COLLECTED MATERIAL
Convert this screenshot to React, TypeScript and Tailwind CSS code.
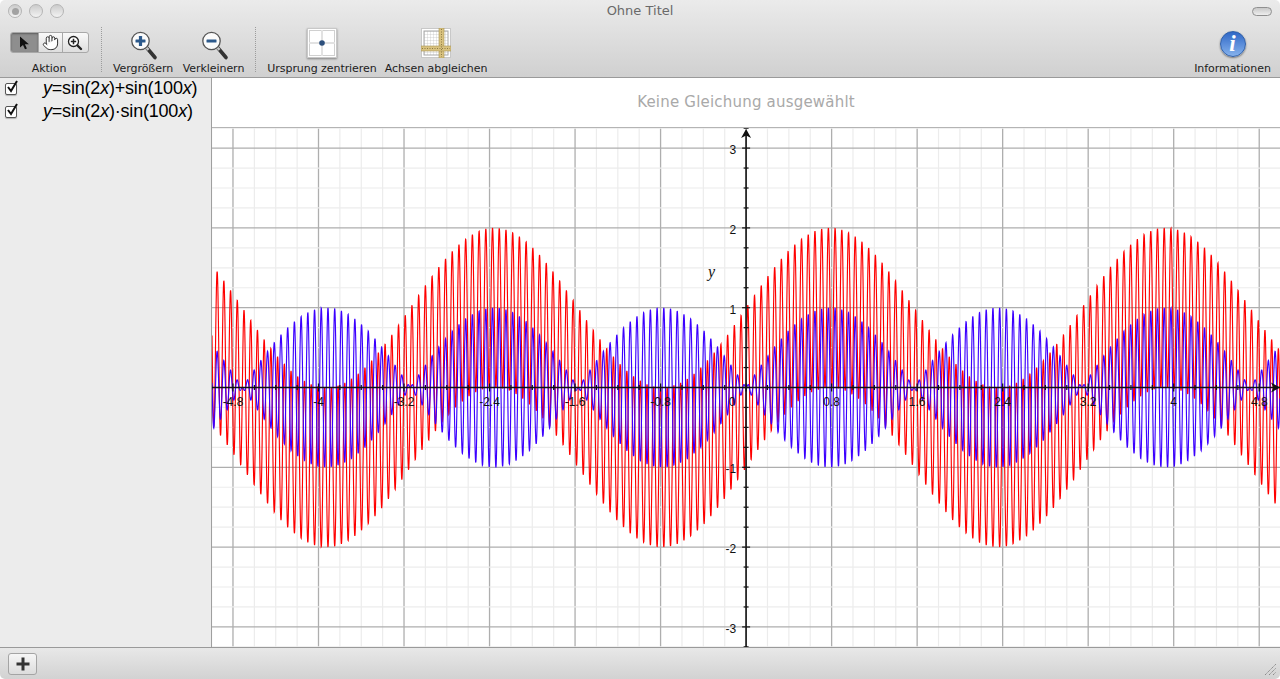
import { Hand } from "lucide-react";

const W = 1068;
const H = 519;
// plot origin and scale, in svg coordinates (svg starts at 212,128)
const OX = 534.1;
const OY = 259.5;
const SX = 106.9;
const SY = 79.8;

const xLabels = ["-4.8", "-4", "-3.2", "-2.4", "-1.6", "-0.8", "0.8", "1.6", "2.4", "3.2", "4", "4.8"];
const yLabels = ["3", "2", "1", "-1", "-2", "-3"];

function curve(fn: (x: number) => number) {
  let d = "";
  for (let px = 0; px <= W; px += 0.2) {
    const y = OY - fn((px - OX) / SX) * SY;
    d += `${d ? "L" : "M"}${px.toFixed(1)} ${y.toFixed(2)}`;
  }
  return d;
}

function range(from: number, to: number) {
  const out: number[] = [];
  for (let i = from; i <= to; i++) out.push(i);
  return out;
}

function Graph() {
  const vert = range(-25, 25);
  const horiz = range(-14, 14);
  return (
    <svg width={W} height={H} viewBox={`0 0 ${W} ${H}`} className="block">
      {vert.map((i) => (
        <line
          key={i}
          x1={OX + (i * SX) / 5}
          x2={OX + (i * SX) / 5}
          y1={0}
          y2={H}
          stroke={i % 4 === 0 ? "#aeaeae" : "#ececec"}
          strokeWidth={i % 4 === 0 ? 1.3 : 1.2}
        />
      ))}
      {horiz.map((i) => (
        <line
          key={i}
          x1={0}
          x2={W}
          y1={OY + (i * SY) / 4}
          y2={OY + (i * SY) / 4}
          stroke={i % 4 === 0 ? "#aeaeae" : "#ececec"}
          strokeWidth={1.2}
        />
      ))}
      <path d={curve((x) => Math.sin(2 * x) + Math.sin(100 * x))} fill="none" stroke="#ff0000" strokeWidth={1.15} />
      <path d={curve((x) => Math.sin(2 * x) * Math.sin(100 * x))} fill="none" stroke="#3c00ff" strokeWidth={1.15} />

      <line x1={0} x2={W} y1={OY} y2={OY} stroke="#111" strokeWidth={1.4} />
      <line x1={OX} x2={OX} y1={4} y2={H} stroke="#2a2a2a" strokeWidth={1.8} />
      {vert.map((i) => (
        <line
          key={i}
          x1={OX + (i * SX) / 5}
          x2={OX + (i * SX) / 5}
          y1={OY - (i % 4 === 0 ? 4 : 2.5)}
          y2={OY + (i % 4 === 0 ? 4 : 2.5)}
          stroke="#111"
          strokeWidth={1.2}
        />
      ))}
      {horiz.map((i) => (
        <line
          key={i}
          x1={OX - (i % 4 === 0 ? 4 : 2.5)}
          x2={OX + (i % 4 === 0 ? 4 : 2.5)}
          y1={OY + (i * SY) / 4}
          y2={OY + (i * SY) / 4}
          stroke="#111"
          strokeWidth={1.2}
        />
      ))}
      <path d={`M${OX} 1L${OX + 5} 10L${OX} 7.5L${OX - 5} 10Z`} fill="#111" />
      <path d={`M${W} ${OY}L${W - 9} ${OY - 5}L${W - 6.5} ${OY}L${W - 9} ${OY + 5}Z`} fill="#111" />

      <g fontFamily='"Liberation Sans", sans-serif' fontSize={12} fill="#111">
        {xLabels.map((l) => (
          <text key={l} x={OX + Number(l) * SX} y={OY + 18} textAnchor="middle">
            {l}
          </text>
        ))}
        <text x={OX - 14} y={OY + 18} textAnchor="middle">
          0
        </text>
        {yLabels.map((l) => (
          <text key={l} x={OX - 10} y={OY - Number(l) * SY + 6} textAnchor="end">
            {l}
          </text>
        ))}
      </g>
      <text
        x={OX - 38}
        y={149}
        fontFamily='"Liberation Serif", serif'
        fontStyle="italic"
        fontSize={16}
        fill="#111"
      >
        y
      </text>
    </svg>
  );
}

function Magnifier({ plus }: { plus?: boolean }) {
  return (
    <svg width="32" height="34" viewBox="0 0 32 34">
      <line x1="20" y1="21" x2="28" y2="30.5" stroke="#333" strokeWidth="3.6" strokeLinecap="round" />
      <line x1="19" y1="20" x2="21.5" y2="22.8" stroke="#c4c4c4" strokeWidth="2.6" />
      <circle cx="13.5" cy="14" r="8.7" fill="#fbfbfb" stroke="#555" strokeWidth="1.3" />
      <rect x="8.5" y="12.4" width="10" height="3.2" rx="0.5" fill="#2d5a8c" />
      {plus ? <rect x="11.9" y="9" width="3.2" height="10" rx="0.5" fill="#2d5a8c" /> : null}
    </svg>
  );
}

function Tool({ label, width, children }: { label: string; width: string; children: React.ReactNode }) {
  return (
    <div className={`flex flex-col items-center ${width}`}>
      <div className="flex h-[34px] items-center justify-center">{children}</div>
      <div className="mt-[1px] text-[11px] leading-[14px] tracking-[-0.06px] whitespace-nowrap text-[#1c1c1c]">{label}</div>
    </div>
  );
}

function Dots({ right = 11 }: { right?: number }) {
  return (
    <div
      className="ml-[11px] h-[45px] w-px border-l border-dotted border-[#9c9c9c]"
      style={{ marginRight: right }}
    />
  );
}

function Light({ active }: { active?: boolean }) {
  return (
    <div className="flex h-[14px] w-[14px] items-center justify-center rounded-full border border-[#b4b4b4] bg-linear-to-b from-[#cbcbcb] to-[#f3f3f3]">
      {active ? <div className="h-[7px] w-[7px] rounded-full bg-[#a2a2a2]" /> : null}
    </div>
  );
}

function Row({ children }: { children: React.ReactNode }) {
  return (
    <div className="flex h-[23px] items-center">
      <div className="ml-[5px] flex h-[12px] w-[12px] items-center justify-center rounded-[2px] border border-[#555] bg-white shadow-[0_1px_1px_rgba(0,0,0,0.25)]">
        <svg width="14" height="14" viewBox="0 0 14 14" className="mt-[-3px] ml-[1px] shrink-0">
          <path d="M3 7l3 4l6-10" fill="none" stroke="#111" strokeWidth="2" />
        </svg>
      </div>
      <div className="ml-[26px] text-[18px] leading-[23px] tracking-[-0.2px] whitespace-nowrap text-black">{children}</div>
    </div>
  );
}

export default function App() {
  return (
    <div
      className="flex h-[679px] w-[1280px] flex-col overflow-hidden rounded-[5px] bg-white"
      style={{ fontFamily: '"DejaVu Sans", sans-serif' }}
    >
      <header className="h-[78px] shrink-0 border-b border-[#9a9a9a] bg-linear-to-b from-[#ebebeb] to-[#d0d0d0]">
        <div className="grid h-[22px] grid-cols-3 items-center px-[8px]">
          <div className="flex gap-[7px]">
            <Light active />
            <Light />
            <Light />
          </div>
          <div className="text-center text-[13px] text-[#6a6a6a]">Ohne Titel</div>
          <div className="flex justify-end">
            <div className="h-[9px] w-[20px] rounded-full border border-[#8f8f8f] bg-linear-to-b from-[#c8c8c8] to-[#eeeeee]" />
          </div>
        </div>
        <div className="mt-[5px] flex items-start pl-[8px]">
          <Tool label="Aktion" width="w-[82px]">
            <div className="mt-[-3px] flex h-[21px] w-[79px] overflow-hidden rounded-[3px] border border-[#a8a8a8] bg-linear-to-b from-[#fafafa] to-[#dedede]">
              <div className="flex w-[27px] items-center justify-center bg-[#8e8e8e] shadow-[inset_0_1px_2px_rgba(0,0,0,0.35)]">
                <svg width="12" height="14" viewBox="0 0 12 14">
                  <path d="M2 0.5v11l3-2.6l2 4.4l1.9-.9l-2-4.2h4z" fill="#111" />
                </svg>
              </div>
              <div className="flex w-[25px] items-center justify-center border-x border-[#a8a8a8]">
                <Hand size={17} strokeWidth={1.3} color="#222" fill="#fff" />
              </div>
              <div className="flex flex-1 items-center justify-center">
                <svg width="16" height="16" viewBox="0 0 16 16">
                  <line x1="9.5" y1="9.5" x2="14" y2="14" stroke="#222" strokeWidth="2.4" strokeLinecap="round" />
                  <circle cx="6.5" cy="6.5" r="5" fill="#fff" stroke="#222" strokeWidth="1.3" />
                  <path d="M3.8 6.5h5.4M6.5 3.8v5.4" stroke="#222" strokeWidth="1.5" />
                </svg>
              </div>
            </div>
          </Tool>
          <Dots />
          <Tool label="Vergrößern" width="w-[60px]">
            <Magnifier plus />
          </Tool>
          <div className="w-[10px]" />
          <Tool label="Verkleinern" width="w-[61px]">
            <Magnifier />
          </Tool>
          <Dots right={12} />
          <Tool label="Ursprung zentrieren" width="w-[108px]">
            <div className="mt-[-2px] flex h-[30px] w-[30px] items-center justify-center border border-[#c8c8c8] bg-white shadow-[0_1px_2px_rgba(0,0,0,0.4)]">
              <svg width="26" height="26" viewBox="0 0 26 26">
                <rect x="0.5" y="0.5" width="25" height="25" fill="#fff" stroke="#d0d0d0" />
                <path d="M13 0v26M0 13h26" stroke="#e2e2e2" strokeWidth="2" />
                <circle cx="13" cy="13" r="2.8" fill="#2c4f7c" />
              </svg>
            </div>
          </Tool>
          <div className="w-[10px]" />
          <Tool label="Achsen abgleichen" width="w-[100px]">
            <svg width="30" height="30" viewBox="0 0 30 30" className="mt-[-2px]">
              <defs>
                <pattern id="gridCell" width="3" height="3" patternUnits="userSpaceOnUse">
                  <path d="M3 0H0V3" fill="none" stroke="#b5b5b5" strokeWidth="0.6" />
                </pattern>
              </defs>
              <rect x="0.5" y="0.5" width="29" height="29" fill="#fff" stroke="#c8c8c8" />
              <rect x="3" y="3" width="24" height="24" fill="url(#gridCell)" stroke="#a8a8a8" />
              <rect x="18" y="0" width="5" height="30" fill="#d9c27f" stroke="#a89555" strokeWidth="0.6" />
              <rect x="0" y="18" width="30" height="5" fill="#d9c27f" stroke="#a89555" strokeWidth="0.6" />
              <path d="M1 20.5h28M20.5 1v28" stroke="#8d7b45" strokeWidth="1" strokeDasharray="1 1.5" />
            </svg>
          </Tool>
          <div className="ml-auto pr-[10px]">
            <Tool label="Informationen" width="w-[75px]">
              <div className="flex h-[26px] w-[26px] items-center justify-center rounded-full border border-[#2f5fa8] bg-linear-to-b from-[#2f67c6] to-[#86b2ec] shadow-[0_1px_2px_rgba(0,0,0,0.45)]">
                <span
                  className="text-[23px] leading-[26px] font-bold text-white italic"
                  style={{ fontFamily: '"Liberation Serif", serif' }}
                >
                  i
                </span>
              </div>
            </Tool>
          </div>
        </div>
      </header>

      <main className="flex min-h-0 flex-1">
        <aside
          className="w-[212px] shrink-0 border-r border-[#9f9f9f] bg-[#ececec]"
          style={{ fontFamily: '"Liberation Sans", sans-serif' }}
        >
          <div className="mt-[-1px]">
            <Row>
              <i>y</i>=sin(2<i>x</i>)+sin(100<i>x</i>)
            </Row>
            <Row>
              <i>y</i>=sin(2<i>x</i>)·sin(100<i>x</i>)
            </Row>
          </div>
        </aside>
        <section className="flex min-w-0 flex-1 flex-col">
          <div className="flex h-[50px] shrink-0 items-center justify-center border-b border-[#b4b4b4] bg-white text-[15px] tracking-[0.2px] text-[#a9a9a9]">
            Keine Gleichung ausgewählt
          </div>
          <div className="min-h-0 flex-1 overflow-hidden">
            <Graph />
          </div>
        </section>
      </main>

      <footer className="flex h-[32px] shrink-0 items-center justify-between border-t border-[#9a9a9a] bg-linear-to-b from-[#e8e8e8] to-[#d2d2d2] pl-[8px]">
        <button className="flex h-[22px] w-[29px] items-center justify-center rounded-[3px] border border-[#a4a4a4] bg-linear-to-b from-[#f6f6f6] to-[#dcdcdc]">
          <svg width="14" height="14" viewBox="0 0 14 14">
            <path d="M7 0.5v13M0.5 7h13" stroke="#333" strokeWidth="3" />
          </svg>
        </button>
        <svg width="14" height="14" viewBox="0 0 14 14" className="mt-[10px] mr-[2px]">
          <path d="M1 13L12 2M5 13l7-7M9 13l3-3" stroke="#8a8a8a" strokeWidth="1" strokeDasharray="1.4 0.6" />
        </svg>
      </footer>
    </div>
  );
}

PROBLEM STATEMENT
Extract, word for word, each line from the top of the data down to and including the line with "x) * Math.sin(100"; skip the pictures.

OUTPUT BELOW
Convert this screenshot to React, TypeScript and Tailwind CSS code.
import { Hand } from "lucide-react";

const W = 1068;
const H = 519;
// plot origin and scale, in svg coordinates (svg starts at 212,128)
const OX = 534.1;
const OY = 259.5;
const SX = 106.9;
const SY = 79.8;

const xLabels = ["-4.8", "-4", "-3.2", "-2.4", "-1.6", "-0.8", "0.8", "1.6", "2.4", "3.2", "4", "4.8"];
const yLabels = ["3", "2", "1", "-1", "-2", "-3"];

function curve(fn: (x: number) => number) {
  let d = "";
  for (let px = 0; px <= W; px += 0.2) {
    const y = OY - fn((px - OX) / SX) * SY;
    d += `${d ? "L" : "M"}${px.toFixed(1)} ${y.toFixed(2)}`;
  }
  return d;
}

function range(from: number, to: number) {
  const out: number[] = [];
  for (let i = from; i <= to; i++) out.push(i);
  return out;
}

function Graph() {
  const vert = range(-25, 25);
  const horiz = range(-14, 14);
  return (
    <svg width={W} height={H} viewBox={`0 0 ${W} ${H}`} className="block">
      {vert.map((i) => (
        <line
          key={i}
          x1={OX + (i * SX) / 5}
          x2={OX + (i * SX) / 5}
          y1={0}
          y2={H}
          stroke={i % 4 === 0 ? "#aeaeae" : "#ececec"}
          strokeWidth={i % 4 === 0 ? 1.3 : 1.2}
        />
      ))}
      {horiz.map((i) => (
        <line
          key={i}
          x1={0}
          x2={W}
          y1={OY + (i * SY) / 4}
          y2={OY + (i * SY) / 4}
          stroke={i % 4 === 0 ? "#aeaeae" : "#ececec"}
          strokeWidth={1.2}
        />
      ))}
      <path d={curve((x) => Math.sin(2 * x) + Math.sin(100 * x))} fill="none" stroke="#ff0000" strokeWidth={1.15} />
      <path d={curve((x) => Math.sin(2 * x) * Math.sin(100 * x))} fill="none" stroke="#3c00ff" strokeWidth={1.15} />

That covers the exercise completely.